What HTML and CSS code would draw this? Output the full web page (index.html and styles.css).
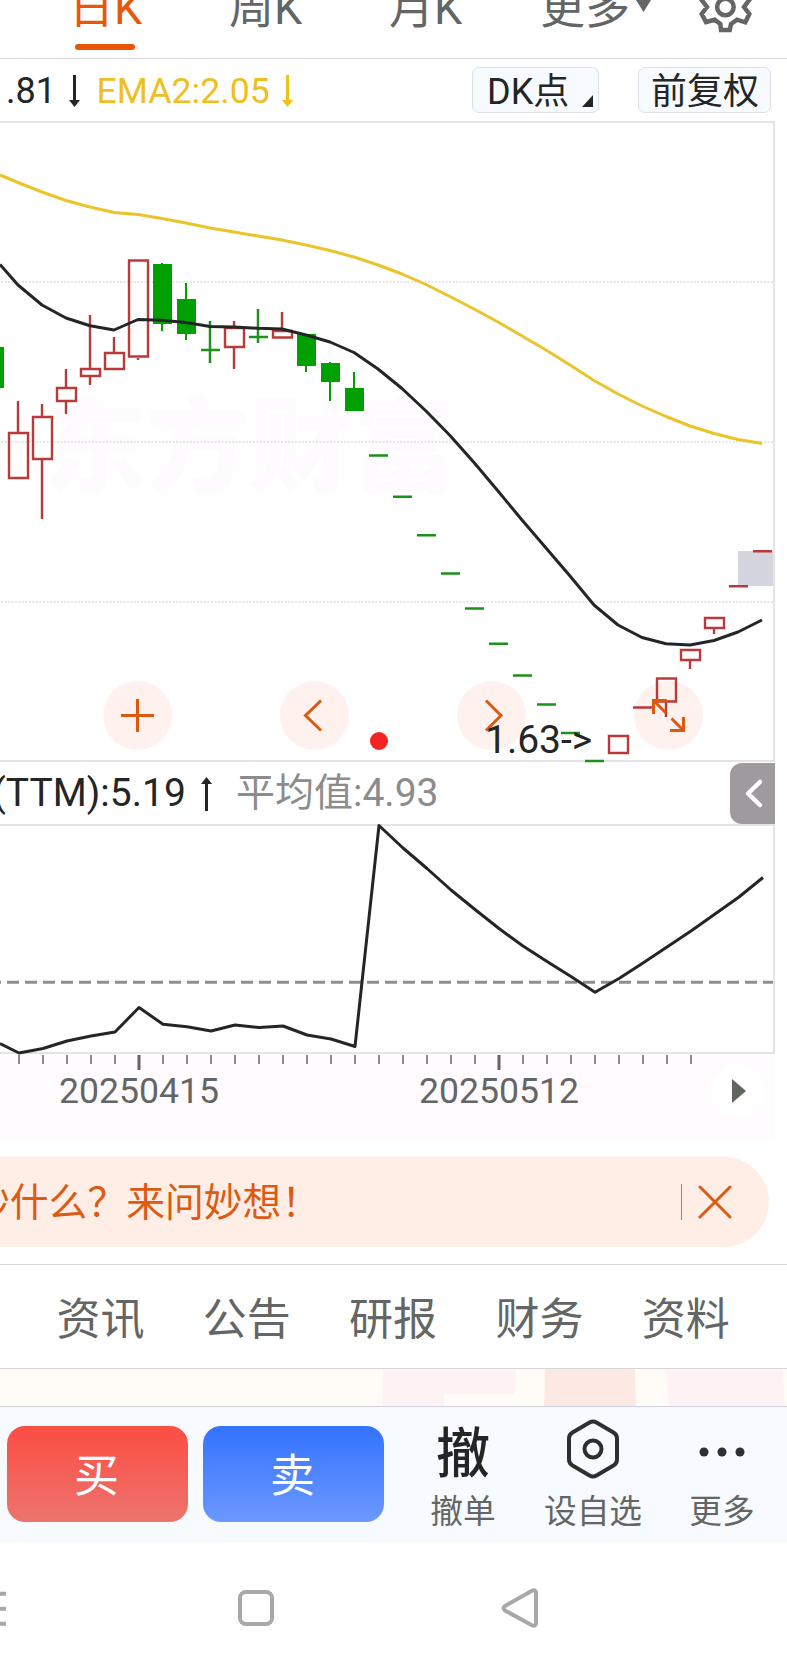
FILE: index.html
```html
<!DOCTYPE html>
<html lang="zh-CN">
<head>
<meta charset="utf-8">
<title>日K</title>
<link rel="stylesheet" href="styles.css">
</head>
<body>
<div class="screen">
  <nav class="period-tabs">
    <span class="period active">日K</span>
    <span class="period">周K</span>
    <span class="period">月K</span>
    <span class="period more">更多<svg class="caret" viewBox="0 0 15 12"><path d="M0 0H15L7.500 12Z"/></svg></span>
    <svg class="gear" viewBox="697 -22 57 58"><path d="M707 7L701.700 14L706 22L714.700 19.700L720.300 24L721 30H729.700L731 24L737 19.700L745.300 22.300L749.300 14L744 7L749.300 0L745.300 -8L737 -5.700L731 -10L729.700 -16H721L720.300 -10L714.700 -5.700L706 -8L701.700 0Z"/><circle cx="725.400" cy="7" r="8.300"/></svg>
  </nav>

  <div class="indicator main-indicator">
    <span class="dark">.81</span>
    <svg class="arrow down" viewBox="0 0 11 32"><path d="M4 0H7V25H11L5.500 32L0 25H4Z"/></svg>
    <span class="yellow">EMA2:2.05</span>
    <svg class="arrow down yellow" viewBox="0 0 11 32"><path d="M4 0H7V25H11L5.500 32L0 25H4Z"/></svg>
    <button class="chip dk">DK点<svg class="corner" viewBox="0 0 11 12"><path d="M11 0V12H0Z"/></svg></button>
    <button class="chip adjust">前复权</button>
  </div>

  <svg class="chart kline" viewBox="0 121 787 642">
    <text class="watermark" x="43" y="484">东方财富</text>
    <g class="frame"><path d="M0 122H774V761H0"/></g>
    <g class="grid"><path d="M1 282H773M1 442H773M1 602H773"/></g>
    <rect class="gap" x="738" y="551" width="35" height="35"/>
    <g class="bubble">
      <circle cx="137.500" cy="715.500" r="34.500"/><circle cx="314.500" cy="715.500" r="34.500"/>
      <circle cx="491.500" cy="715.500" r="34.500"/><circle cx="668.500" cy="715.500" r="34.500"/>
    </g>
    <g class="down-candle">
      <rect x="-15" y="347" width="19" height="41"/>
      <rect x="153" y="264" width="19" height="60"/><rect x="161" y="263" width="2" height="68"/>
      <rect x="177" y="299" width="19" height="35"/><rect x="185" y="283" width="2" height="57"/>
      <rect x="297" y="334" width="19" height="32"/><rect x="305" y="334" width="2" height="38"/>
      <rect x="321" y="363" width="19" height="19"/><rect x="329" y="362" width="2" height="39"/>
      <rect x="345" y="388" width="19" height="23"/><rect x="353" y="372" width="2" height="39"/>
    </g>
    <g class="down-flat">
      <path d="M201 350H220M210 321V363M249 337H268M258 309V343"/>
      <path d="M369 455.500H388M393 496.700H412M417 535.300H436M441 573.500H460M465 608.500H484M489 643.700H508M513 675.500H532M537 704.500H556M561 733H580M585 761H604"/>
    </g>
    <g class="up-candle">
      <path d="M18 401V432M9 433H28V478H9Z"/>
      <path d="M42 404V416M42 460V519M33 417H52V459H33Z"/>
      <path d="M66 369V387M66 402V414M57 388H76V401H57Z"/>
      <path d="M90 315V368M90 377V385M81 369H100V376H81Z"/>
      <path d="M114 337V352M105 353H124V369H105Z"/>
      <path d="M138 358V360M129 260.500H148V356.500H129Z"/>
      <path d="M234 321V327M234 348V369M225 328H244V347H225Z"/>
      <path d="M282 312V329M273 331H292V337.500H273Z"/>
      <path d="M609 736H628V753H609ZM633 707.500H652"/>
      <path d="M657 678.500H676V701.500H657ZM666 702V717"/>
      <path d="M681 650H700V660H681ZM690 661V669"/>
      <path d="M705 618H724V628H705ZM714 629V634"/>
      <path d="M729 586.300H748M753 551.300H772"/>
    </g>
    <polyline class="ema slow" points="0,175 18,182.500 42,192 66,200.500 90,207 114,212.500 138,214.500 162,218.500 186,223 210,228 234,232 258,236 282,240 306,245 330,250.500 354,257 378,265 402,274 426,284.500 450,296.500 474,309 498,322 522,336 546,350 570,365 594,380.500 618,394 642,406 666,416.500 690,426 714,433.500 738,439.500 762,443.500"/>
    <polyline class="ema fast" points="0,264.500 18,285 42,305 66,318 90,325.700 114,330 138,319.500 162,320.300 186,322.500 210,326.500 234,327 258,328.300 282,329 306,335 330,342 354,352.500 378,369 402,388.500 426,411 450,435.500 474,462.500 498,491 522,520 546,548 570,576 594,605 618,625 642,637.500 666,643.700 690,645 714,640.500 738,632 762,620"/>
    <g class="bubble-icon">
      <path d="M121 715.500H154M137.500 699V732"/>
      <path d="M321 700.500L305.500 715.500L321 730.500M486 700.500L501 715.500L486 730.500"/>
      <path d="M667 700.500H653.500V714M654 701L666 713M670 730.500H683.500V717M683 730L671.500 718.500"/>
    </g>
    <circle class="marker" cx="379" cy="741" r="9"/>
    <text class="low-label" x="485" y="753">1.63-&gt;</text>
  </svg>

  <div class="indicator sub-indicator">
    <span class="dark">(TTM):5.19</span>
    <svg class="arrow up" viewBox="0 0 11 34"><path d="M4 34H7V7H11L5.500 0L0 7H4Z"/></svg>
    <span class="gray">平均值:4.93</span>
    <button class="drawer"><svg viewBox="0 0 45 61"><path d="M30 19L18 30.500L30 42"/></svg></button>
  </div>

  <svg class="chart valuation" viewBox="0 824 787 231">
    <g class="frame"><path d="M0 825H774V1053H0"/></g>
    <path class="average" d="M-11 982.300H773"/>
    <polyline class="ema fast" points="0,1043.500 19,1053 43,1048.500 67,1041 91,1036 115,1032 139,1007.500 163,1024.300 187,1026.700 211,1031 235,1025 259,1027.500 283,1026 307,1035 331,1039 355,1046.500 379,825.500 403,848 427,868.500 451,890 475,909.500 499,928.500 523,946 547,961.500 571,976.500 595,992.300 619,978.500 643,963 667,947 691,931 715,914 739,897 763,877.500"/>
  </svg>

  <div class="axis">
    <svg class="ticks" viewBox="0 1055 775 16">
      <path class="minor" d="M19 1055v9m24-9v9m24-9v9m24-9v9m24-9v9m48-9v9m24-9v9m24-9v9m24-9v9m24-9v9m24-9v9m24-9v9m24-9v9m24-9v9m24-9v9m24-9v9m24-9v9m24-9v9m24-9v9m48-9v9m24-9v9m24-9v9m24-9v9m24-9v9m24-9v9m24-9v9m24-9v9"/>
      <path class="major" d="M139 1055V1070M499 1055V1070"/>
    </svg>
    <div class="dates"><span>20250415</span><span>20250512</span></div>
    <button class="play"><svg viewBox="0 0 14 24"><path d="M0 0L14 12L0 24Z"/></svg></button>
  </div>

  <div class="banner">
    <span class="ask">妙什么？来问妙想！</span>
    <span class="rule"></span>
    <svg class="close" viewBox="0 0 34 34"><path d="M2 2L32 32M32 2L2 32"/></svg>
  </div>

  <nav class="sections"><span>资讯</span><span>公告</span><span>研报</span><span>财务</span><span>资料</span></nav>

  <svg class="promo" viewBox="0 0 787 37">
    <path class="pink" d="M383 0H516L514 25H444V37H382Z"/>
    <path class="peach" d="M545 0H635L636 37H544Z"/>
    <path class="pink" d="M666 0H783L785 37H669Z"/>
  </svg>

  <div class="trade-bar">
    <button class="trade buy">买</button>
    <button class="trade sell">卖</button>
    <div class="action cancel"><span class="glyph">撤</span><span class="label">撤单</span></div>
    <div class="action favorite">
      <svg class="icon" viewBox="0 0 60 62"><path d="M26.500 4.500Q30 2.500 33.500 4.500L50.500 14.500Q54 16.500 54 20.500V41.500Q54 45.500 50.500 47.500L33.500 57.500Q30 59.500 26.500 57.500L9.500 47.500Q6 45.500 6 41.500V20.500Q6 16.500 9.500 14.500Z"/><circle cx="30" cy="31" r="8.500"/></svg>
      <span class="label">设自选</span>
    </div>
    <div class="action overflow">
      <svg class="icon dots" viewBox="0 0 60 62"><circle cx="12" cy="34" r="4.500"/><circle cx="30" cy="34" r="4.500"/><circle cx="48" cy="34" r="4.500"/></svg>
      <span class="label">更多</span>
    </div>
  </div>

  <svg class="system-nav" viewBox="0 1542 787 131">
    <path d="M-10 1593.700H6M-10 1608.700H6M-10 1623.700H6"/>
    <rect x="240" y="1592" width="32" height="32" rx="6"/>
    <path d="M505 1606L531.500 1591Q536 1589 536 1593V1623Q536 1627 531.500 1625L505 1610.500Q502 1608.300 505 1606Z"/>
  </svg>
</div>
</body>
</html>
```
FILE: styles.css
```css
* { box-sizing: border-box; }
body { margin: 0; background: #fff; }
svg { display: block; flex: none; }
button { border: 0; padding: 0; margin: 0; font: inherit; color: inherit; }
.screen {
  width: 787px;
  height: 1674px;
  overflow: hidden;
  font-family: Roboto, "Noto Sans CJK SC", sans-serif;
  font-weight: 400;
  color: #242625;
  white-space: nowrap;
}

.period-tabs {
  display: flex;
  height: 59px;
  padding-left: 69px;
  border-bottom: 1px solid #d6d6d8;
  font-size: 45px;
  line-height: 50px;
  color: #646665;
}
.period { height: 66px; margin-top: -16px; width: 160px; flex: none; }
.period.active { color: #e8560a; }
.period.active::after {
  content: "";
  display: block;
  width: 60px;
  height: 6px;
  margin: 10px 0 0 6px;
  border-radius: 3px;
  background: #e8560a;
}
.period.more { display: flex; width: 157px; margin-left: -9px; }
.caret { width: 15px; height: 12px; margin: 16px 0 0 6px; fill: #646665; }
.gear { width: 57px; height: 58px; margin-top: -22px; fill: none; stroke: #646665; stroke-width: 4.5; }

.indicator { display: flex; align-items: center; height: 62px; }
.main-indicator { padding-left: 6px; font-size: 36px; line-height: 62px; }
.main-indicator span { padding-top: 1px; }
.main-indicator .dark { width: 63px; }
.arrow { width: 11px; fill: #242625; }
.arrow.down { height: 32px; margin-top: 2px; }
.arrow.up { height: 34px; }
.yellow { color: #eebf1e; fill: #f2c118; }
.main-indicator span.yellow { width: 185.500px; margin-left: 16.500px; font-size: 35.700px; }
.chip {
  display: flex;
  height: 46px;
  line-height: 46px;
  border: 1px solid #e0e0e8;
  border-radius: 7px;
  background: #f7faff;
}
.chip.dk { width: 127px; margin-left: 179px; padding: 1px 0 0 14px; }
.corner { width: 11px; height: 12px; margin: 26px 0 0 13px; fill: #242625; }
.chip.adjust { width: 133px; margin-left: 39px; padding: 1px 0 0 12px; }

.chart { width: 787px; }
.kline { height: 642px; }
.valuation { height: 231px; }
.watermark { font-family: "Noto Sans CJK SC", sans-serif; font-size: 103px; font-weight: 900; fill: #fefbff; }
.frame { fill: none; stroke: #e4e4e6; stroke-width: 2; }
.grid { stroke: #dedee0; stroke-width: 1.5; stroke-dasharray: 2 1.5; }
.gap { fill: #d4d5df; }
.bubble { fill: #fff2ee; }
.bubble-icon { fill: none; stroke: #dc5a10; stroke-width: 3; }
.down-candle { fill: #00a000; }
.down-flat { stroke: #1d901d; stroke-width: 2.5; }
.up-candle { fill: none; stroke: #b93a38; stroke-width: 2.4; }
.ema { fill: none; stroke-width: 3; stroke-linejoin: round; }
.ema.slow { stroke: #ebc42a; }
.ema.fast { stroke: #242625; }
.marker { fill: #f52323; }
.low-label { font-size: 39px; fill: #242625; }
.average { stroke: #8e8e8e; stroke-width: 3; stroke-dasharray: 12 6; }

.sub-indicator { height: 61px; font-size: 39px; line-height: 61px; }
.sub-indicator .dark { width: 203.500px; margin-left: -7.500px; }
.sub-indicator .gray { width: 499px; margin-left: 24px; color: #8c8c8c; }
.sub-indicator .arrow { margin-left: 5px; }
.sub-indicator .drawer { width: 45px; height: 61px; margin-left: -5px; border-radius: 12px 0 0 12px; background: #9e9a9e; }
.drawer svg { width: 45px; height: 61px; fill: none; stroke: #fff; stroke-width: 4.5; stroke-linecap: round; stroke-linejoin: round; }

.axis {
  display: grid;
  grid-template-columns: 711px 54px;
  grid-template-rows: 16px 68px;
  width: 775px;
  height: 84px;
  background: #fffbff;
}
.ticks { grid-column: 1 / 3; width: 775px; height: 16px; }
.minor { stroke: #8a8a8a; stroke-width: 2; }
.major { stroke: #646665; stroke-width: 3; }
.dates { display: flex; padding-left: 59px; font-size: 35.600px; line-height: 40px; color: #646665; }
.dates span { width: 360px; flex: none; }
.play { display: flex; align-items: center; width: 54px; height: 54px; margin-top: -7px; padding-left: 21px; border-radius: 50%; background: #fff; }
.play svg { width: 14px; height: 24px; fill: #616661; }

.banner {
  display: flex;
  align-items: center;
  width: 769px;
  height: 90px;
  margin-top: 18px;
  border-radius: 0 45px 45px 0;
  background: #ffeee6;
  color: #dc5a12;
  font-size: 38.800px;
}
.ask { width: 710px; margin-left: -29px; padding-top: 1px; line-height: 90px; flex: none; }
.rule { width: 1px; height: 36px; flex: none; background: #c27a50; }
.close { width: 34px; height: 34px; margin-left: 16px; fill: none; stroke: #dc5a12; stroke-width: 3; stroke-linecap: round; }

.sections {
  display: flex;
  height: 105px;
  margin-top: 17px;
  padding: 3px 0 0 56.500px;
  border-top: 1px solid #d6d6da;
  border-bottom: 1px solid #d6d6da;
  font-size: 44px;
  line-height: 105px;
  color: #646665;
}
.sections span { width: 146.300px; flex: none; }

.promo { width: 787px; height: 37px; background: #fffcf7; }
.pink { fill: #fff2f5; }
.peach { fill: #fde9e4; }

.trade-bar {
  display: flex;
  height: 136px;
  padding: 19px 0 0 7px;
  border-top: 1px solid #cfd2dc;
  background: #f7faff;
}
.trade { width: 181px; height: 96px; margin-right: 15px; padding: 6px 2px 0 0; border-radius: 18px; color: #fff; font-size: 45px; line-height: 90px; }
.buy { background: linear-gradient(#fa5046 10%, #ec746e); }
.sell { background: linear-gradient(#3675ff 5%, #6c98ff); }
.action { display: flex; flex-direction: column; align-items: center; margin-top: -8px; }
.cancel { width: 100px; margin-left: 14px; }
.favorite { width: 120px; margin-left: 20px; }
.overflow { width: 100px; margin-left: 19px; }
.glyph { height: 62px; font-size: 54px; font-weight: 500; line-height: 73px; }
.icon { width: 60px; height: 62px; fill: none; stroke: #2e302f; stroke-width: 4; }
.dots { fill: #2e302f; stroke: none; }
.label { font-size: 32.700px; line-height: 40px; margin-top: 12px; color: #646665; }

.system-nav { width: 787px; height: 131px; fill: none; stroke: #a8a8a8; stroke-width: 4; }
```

GOAL - Copy each line of the data above that holds "index".

EXERCISE ANSWER -
What HTML and CSS code would draw this? Output the full web page (index.html and styles.css).
FILE: index.html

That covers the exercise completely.